Ms. Lassiter says most people make the mistake of "looking for jobs," when instead they should be looking at the needs of the marketplace.
"When you look at help-wanted ads, don't look for job openings. Look for needs," she says. "When a job is listed, it's already too late. It might already have been filled."
But looking at help-wanted ads can give a clue as to what companies, government and organizations are looking for, Ms. Lassiter says.
Right now, she says, anything dealing with security or homeland security is where job seekers and others interested in managing their careers in the long term should look.
• • •
Even with the best skills and research in the world, it's tough to reach the interview stage without contacts. This is where networking comes in handy.
"The networking is where most people need help," Mr. Schellenger says. "It doesn't feel natural for most people. They feel like they are asking for help, or even worse, bothering or pestering someone."
People need to look at the networking relationship as any other relationship.
It's developing, and it should have a mutual benefit, he says.
"What you always have to keep in the back of your mind is that this person has helped me. How can I help them?" Mr. Schellenger says.
Asking people, including friends and acquaintances, to meet and chat for a few minutes can yield good outcomes if the job seeker is specific in his or her requests, he says.
"Networking is the most effective job search tool that people have available to them," Mr. Schellenger says. "But when it's done poorly, it can be detrimental. You should never say, 'I am looking for a job. Can you help?'"
When the job seeker is that unspecific, both parties will leave the meeting with a bad taste in their mouths. No one's been helped. It's better to say exactly what type of job one is looking for and what the target companies are.
Tom Wolfsohn of McLean was in an active job search last year before landing a job as a senior executive with a national organization in Arlington. During his search, he catalogued his friends and acquaintances and made a list of target companies.
"One of the most important parts of marketing oneself is using the informational interview," Mr. Wolfsohn says. "And having a career objective, a list of target companies and a good resume are keys to a successful information interview."
• • •
It's important to cast the net wide when establishing networking contacts, Ms. Lassiter says.
Talk to people at church, at the gym, in the neighborhood not just your current co-workers.
"I think 95 percent of people really want to help. But you need to structure the meeting so they can help you and so when you leave, they don't feel bad," Mr.
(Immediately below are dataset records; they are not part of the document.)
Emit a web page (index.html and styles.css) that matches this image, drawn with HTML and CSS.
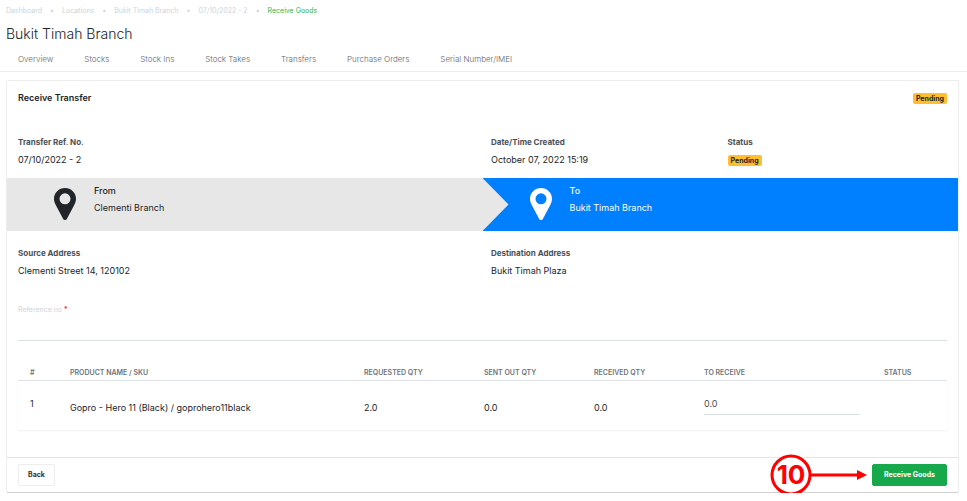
FILE: index.html
```
<!DOCTYPE html>
<html lang="en">
<head>
  <meta charset="UTF-8" />
  <meta name="viewport" content="width=device-width, initial-scale=1.0"/>
  <title>Receive Goods - Bukit Timah Branch</title>
  <link rel="stylesheet" href="styles.css">
</head>
<body>
  <header class="page-header">
    <nav class="breadcrumb" aria-label="Breadcrumb">
      <a href="#">Dashboard</a>
      <a href="#">Locations</a>
      <a href="#">Bukit Timah Branch</a>
      <a href="#">07/10/2022 - 2</a>
      <a href="#" class="active">Receive Goods</a>
    </nav>
    <h1>Bukit Timah Branch</h1>
    <nav class="tabs" aria-label="Location">
      <a href="#">Overview</a>
      <a href="#">Stocks</a>
      <a href="#">Stock Ins</a>
      <a href="#">Stock Takes</a>
      <a href="#">Transfers</a>
      <a href="#">Purchase Orders</a>
      <a href="#">Serial Number/IMEI</a>
    </nav>
  </header>

  <main class="card">
    <div class="card-header">
      <h2>Receive Transfer</h2>
      <span class="badge">Pending</span>
    </div>

    <!-- Transfer details -->
    <div class="details">
      <div class="field wide">
        <h3>Transfer Ref. No.</h3>
        <p>07/10/2022 - 2</p>
      </div>
      <div class="field">
        <h3>Date/Time Created</h3>
        <p>October 07, 2022 15:19</p>
      </div>
      <div class="field">
        <h3>Status</h3>
        <p><span class="badge">Pending</span></p>
      </div>
    </div>

    <!-- From / To banner -->
    <div class="route">
      <div class="stop from">
        <svg class="pin" viewBox="0 0 22 32" aria-hidden="true">
          <path fill="currentColor" fill-rule="evenodd" d="M11 0C4.900 0 0 4.800 0 10.800c0 2.500.8 4.500 2 6.700L9.300 31.200c.7 1.100 2.700 1.100 3.400 0L20 17.500c1.200-2.200 2-4.200 2-6.700C22 4.800 17.100 0 11 0zM11 5.300a5.500 5.500 0 1 1 0 11 5.500 5.500 0 0 1 0-11z"/>
        </svg>
        <div>
          <h3>From</h3>
          <p>Clementi Branch</p>
        </div>
      </div>
      <div class="stop to">
        <svg class="pin" viewBox="0 0 22 32" aria-hidden="true">
          <path fill="currentColor" fill-rule="evenodd" d="M11 0C4.900 0 0 4.800 0 10.800c0 2.500.8 4.500 2 6.700L9.300 31.200c.7 1.100 2.700 1.100 3.400 0L20 17.500c1.200-2.200 2-4.200 2-6.700C22 4.800 17.100 0 11 0zM11 5.300a5.500 5.500 0 1 1 0 11 5.500 5.500 0 0 1 0-11z"/>
        </svg>
        <div>
          <h3>To</h3>
          <p>Bukit Timah Branch</p>
        </div>
      </div>
    </div>

    <div class="details addresses">
      <div class="field wide">
        <h3>Source Address</h3>
        <p>Clementi Street 14, 120102</p>
      </div>
      <div class="field wide">
        <h3>Destination Address</h3>
        <p>Bukit Timah Plaza</p>
      </div>
    </div>

    <div class="reference">
      <label for="referenceNo">Reference no <span class="required">*</span></label>
      <input type="text" id="referenceNo" required />
    </div>

    <!-- Products -->
    <table class="products">
      <colgroup>
        <col class="col-index">
        <col class="col-name">
        <col class="col-requested">
        <col class="col-sent">
        <col class="col-received">
        <col class="col-receive">
        <col class="col-status">
      </colgroup>
      <thead>
        <tr>
          <th>#</th>
          <th>Product Name / SKU</th>
          <th>Requested Qty</th>
          <th>Sent Out Qty</th>
          <th>Received Qty</th>
          <th>To Receive</th>
          <th>Status</th>
        </tr>
      </thead>
      <tbody>
        <tr>
          <td class="top">1</td>
          <td>Gopro - Hero 11 (Black) / goprohero11black</td>
          <td>2.0</td>
          <td>0.0</td>
          <td>0.0</td>
          <td class="top"><input type="text" value="0.0" aria-label="To receive" /></td>
          <td></td>
        </tr>
      </tbody>
    </table>

    <div class="card-footer">
      <button type="button" class="btn btn-back">Back</button>
      <div class="submit">
        <svg class="callout" viewBox="0 0 98 42" role="img" aria-label="Step 10">
          <circle cx="21" cy="21" r="19" fill="#fff" stroke="#f00" stroke-width="3"/>
          <text class="callout-text" x="21" y="30" text-anchor="middle">10</text>
          <path d="M41 21h46" stroke="#f00" stroke-width="3"/>
          <path d="M87 16l10 5-10 5z" fill="#f00"/>
        </svg>
        <button type="submit" class="btn btn-success">Receive Goods</button>
      </div>
    </div>
  </main>
</body>
</html>
```
FILE: styles.css
```
* {
  box-sizing: border-box;
}
body {
  font-family: Inter, 'Liberation Sans', sans-serif;
  font-size: 9px;
  line-height: 14px;
  margin: 0;
  color: #212529;
  background-color: #fff;
}
h1, h2, h3, p {
  margin: 0;
}
a {
  text-decoration: none;
}
input {
  font: inherit;
  color: #495057;
  display: block;
  width: 100%;
  border: none;
  border-bottom: 1px solid #dadfe3;
  border-radius: 0;
  background: none;
  padding: 0;
}
.page-header {
  border-bottom: 1px solid #ededed;
}
.breadcrumb {
  display: flex;
  padding: 4px 6px 0;
  font-size: 7px;
}
.breadcrumb a {
  color: #ced4da;
}
.breadcrumb a + a::before {
  content: "•";
  margin: 0 8px;
  color: #ced4da;
}
.breadcrumb .active {
  color: #28b858;
}
h1 {
  padding: 6px 6px 0;
  font-size: 14px;
  line-height: 20px;
  font-weight: 300;
}
.tabs {
  display: flex;
  gap: 31px;
  padding: 8px 18px 5px;
  font-size: 8px;
  font-weight: 300;
}
.tabs a {
  color: #5c656d;
}
.card {
  margin: 8px 8px 0 6px;
  border: 1px solid #ededed;
  border-bottom: 1px solid #d0d0d0;
  border-radius: 2px;
}
.card-header {
  display: flex;
  justify-content: space-between;
  align-items: center;
  padding: 10px 11px 0;
}
h2 {
  font-size: 9px;
  font-weight: 600;
}
.badge {
  display: block;
  width: max-content;
  padding: 0 3px;
  font-size: 7px;
  line-height: 11px;
  font-weight: 700;
  background-color: #ffbe2e;
  border-radius: 2px;
}
.details {
  display: grid;
  grid-template-columns: repeat(4, 1fr);
  gap: 17px;
  padding: 30px 11px 11px;
}
.wide {
  grid-column: span 2;
}
.field h3 {
  font-size: 8px;
  font-weight: 700;
  color: #495057;
}
.field p {
  margin-top: 4px;
}
.field .badge {
  margin-top: 6px;
}
.route {
  display: flex;
  background-color: #e7e7e7;
}
.stop {
  flex: 1;
  display: flex;
  gap: 18px;
  padding: 6px 0 9px 47px;
}
.stop h3 {
  font-size: 9px;
  font-weight: 500;
}
.stop p {
  margin-top: 3px;
  padding-bottom: 7px;
}
.pin {
  width: 22px;
  height: 32px;
  margin-top: 4px;
}
.to {
  color: #fff;
  background-color: #007fff;
  clip-path: polygon(0 0, 100% 0, 100% 100%, 0 100%, 26px 50%);
}
.addresses {
  padding: 15px 11px 0;
}
.reference {
  margin: 25px 11px 0;
}
.reference label {
  display: block;
  font-size: 7px;
  color: #ced4da;
}
.reference input {
  height: 24px;
}
.required {
  color: #f00;
}
.products {
  width: calc(100% - 22px);
  margin: 23px 11px 27px;
  table-layout: fixed;
  border-collapse: collapse;
}
.col-index { width: 40px; }
.col-requested { width: 120px; }
.col-sent { width: 110px; }
.col-received { width: 110px; }
.col-receive { width: 180px; }
.col-status { width: 75px; }
.products th {
  padding: 2px 12px 0;
  font-size: 7px;
  font-weight: 600;
  text-align: left;
  text-transform: uppercase;
  color: #6c757d;
  border-bottom: 1px solid #dee2e6;
}
.products td {
  height: 49px;
  padding: 6px 12px 0;
}
.products .top {
  padding-top: 16px;
  vertical-align: top;
}
.products tbody tr {
  box-shadow: 0 1px 2px rgba(0,0,0,0.06);
}
.products input {
  height: 18px;
  padding-bottom: 4px;
}
.card-footer {
  display: flex;
  justify-content: space-between;
  padding: 6px 11px;
  border-top: 1px solid #e4e4e4;
}
.btn {
  padding: 3px 9px;
  font: 700 7px/14px Inter, 'Liberation Sans', sans-serif;
  border: 1px solid #eee;
  border-radius: 2px;
  cursor: pointer;
}
.btn-back {
  color: #333;
  background-color: #fff;
}
.btn-success {
  padding: 3px 11px;
  color: #fff;
  background-color: #18a84c;
  border-color: #18a84c;
}
.submit {
  position: relative;
}
/* step marker pointing at the submit button */
.callout {
  position: absolute;
  right: calc(100% + 4px);
  top: -10px;
  width: 98px;
  height: 42px;
}
.callout-text {
  font-size: 26px;
  font-weight: 700;
  fill: #f00;
}
```
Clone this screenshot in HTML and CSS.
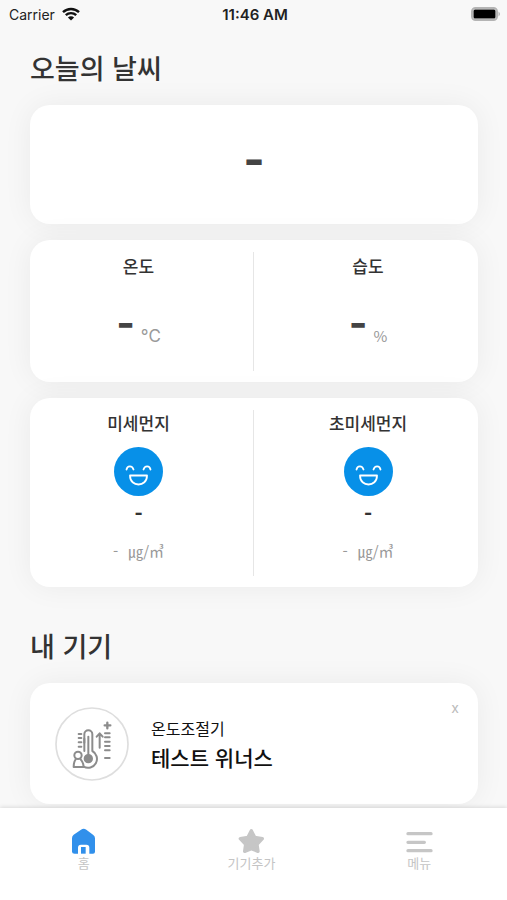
FILE: index.html
```html
<!DOCTYPE html>
<html lang="ko">
<head>
    <meta charset="UTF-8">
    <meta name="viewport" content="width=device-width, initial-scale=1.0">
    <title>오늘의 날씨</title>
    <link rel="stylesheet" href="styles.css">
</head>
<body>
    <header class="status">
        <div class="carrier">
            <span>Carrier</span>
            <svg class="wifi" viewBox="0 0 18 14" aria-hidden="true">
                <path d="M1 5.2a11.5 11.5 0 0 1 16 0M3.8 8.2a7.5 7.5 0 0 1 10.4 0" fill="none" stroke="#111" stroke-width="2.4"/>
                <path d="M9 13.6L5.9 10.6a4.4 4.4 0 0 1 6.2 0z" fill="#111"/>
            </svg>
        </div>
        <time class="clock">11:46 AM</time>
        <svg class="battery" viewBox="0 0 30 14" aria-hidden="true">
            <rect x="1" y="1" width="25" height="12" rx="3.5" fill="none" stroke="#b4b4b4" stroke-width="2"/>
            <rect x="2.5" y="2.5" width="22" height="9" rx="1.5" fill="#000"/>
            <path d="M27.5 4.5v5q3-2.5 0-5z" fill="#b4b4b4"/>
        </svg>
    </header>

    <main class="content">
        <h2 class="title">오늘의 날씨</h2>

        <section class="card summary">
            <span class="value large">-</span>
        </section>

        <section class="card split">
            <div class="cell">
                <h3>온도</h3>
                <p class="reading"><span class="value">-</span><span class="unit">°C</span></p>
            </div>
            <div class="cell">
                <h3>습도</h3>
                <p class="reading"><span class="value">-</span><span class="unit percent">%</span></p>
            </div>
        </section>

        <section class="card split dust">
            <div class="cell">
                <h3>미세먼지</h3>
                <svg class="face" viewBox="0 0 49 49" aria-hidden="true">
                    <circle cx="24.5" cy="24.5" r="24.5" fill="#0790e8"/>
                    <g fill="none" stroke="#fff" stroke-width="1.8" stroke-linecap="round" stroke-linejoin="round">
                        <path d="M12.5 22.5c.8-4.2 5.8-4.2 7 0M29.5 22.5c1.2-4.2 6.2-4.2 7 0"/>
                        <path d="M16 28.5h17c0 12-17 12-17 0z"/>
                    </g>
                </svg>
                <strong class="grade">-</strong>
                <p class="amount"><span>-</span><span>㎍/㎥</span></p>
            </div>
            <div class="cell">
                <h3>초미세먼지</h3>
                <svg class="face" viewBox="0 0 49 49" aria-hidden="true">
                    <circle cx="24.5" cy="24.5" r="24.5" fill="#0790e8"/>
                    <g fill="none" stroke="#fff" stroke-width="1.8" stroke-linecap="round" stroke-linejoin="round">
                        <path d="M12.5 22.5c.8-4.2 5.8-4.2 7 0M29.5 22.5c1.2-4.2 6.2-4.2 7 0"/>
                        <path d="M16 28.5h17c0 12-17 12-17 0z"/>
                    </g>
                </svg>
                <strong class="grade">-</strong>
                <p class="amount"><span>-</span><span>㎍/㎥</span></p>
            </div>
        </section>

        <h2 class="title devices">내 기기</h2>

        <section class="card device">
            <svg class="device-icon" viewBox="16 19 222 222" aria-hidden="true">
                <circle cx="127" cy="130" r="108" fill="#fff" stroke="#dedede" stroke-width="5"/>
                <g fill="none" stroke="#8c8c8c" stroke-width="6" stroke-linecap="round" stroke-linejoin="round">
                    <path d="M104 151V101a12 12 0 0 1 24 0v50a26 26 0 1 1-26 47"/>
                    <path d="M116 108v60"/>
                    <circle cx="116" cy="174" r="11" fill="#8c8c8c"/>
                    <path d="M87 100h8M87 112h8M87 125h8M87 138h8M104 114v12"/>
                    <path d="M150 141V100M141 108l9-10 9 10"/>
                    <path d="M173 66v17M165 74h17" stroke-width="7"/>
                    <path d="M166 98h14M166 110h14M166 123h14M166 136h14M166 149h14M166 172h14"/>
                    <circle cx="85" cy="164" r="11"/>
                    <path d="M78 176c-5 6-6 14-6 23h30c0-9-4-17-9-23"/>
                </g>
            </svg>
            <div class="device-text">
                <p class="kind">온도조절기</p>
                <p class="name">테스트 위너스</p>
            </div>
            <button class="remove" type="button">x</button>
        </section>
    </main>

    <nav class="tabs">
        <a class="tab" href="#home">
            <svg viewBox="213 114 81 78" aria-hidden="true">
                <path d="M219 145q0-7 5-11l22-15q8-5 16 0l20 15q6 4 6 11v40q0 6-6 6h-11v-18q0-9-9-9h-16q-9 0-9 9v18h-10q-8 0-8-6z" fill="#3190eb"/>
                <path d="M246 171h14v20h-14z" fill="#3190eb"/>
            </svg>
            <span>홈</span>
        </a>
        <a class="tab" href="#add">
            <svg viewBox="85 114 81 78" aria-hidden="true">
                <path d="M125 122l10 20 23 4-16 17 3 21-20-8-20 8 3-21-16-17 23-4z" fill="#c6c6c6" stroke="#c6c6c6" stroke-width="10" stroke-linejoin="round"/>
            </svg>
            <span>기기추가</span>
        </a>
        <a class="tab" href="#menu">
            <svg viewBox="585 114 81 78" aria-hidden="true">
                <path d="M591 131h69M591 157h49M591 182h69" fill="none" stroke="#c6c6c6" stroke-width="10" stroke-linecap="round"/>
            </svg>
            <span>메뉴</span>
        </a>
    </nav>
</body>
</html>
```
FILE: styles.css
```css
*{
    box-sizing: border-box;
}

body{
    margin: 0;
    min-height: 100vh;
    display: flex;
    flex-direction: column;
    background: #f8f8f8;
    color: #333;
    font-family: "Noto Sans CJK KR", "Noto Sans", sans-serif;
}

h2, h3, p{
    margin: 0;
}

.status{
    display: grid;
    grid-template-columns: 1fr auto 1fr;
    align-items: center;
    height: 28px;
    padding: 0 6px 0 9px;
    color: #222;
    font-family: Inter, sans-serif;
    font-size: 14px;
}

.carrier{
    display: flex;
    align-items: center;
    gap: 7px;
}

.wifi{
    width: 18px;
    height: 14px;
}

.clock{
    font-size: 15px;
    font-weight: 600;
}

.battery{
    width: 30px;
    height: 14px;
    justify-self: end;
}

.content{
    flex: 1;
    padding: 21px 29px 4px 30px;
}

.title{
    margin-bottom: 18px;
    font-size: 27px;
    font-weight: 500;
    line-height: 38px;
}

.devices{
    margin-top: 40px;
}

.card{
    background: #fff;
    border-radius: 20px;
    box-shadow: 0 0 30px rgba(0, 0, 0, 0.06);
}

.card + .card{
    margin-top: 16px;
}

.summary{
    display: flex;
    align-items: center;
    justify-content: center;
    height: 119px;
    padding-bottom: 12px;
}

.value{
    font-family: Inter, sans-serif;
    font-size: 40px;
    font-weight: 700;
    line-height: 44px;
    color: #444;
}

.large{
    font-size: 46px;
}

.split{
    display: grid;
    grid-template-columns: 1fr 1fr;
    padding: 12px 0 11px;
}

.cell{
    display: flex;
    flex-direction: column;
    align-items: center;
    min-height: 119px;
    padding-left: 4px;
}

.cell:first-child{
    padding: 0 6px 0 0;
    border-right: 1px solid #e6e6e6;
}

.cell h3{
    font-size: 17px;
    font-weight: 500;
    line-height: 28px;
}

.reading{
    display: flex;
    align-items: flex-end;
    gap: 6px;
    margin-top: 21px;
}

.unit{
    color: #999;
    font-family: Inter, sans-serif;
    font-size: 17px;
    line-height: 18px;
}

.percent{
    font-family: "Noto Sans CJK KR", sans-serif;
    font-size: 15px;
}

.dust .cell{
    min-height: 166px;
}

.dust h3{
    line-height: 26px;
}

.face{
    width: 49px;
    height: 49px;
    margin-top: 11px;
}

.grade{
    margin-top: 3px;
    font-size: 22px;
    font-weight: 700;
    line-height: 26px;
}

.amount{
    display: flex;
    gap: 10px;
    margin-top: 13px;
    color: #999;
    font-size: 15px;
    line-height: 26px;
}

.device{
    display: flex;
    align-items: center;
    gap: 22px;
    height: 121px;
    padding: 0 16px 0 25px;
}

.device-icon{
    width: 74px;
    height: 74px;
}

.device-text{
    flex: 1;
    color: #111;
}

.kind{
    font-size: 16px;
    line-height: 26px;
}

.name{
    font-size: 21px;
    font-weight: 500;
    line-height: 32px;
}

.remove{
    align-self: flex-start;
    margin-top: 16px;
    padding: 0 3px;
    border: 0;
    background: none;
    color: #bbb;
    font-family: Inter, sans-serif;
    font-size: 14px;
    line-height: 18px;
    cursor: pointer;
}

.tabs{
    position: sticky;
    bottom: 0;
    display: grid;
    grid-template-columns: repeat(3, 1fr);
    height: 92px;
    padding: 20px 4px 0 0;
    background: #fff;
    box-shadow: 0 -1px 4px rgba(0, 0, 0, 0.12);
}

.tab{
    display: flex;
    flex-direction: column;
    align-items: center;
    color: #c4c4c4;
    font-size: 13px;
    line-height: 18px;
    text-decoration: none;
}

.tab svg{
    width: 27px;
    height: 26px;
}
```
Wolfsohn says.
He says he had a three-minute "canned piece" that described what he was looking for target companies, organizations and associations and a copy of his resume.
Also, he made sure that he was always respectful, didn't take much time and sent a thank you note via e-mail within 24 hours of the meeting.
"You always have to demonstrate that you have the utmost respect for the individual," Mr. Schellenger says. "And after the meeting, you nurture the relationship."
Most people know how important networking is and swear they will not let it go once they are in their new job, Ms. Lassiter says, but that is a hard promise to keep.
"You start in a new position and want to do a great job," she says. "You get completely buried by the learning curve."
She recommends spending a few minutes frequently on what she calls the "60-second networker." It can be a quick call or e-mail just to touch base with a networking contact.
• • •
Interviewing and closing a deal are also parts of what Mr. Schellenger and Ms. Lassiter teach.
And the message here is, don't look at these aspects of the job search as "the hard sale."
Job seekers can come off as being too pushy if they focus only on their accomplishments in the interview and offer negotiations, Ms. Lassiter says.
It's important to show interest and knowledge about the company or organization.
The job seeker should ask what the short-term and long-term goals of the company are. Then he or she should tell the company how it can help attain those goals.
"I always say 'listen' during the interview," she says. "You are interviewing them as well. Imagine that you are an investor in this company and you want to make the company better. Thinking about the interview that way, puts you back in control."
Once the offer is made, the job seeker should give the company a lot of wiggle room to say yes.
"Don't assume that because you made $73,000 in your previous job that the next employer should be giving you more," Ms. Lassiter says.
Here's where market research again pays off because the job seeker will know what a competitive salary is, and how the sector on the whole and the company specifically are doing.
"Remember, employers use numbers to eliminate people up front," she says. "What the market will bear is what you are worth."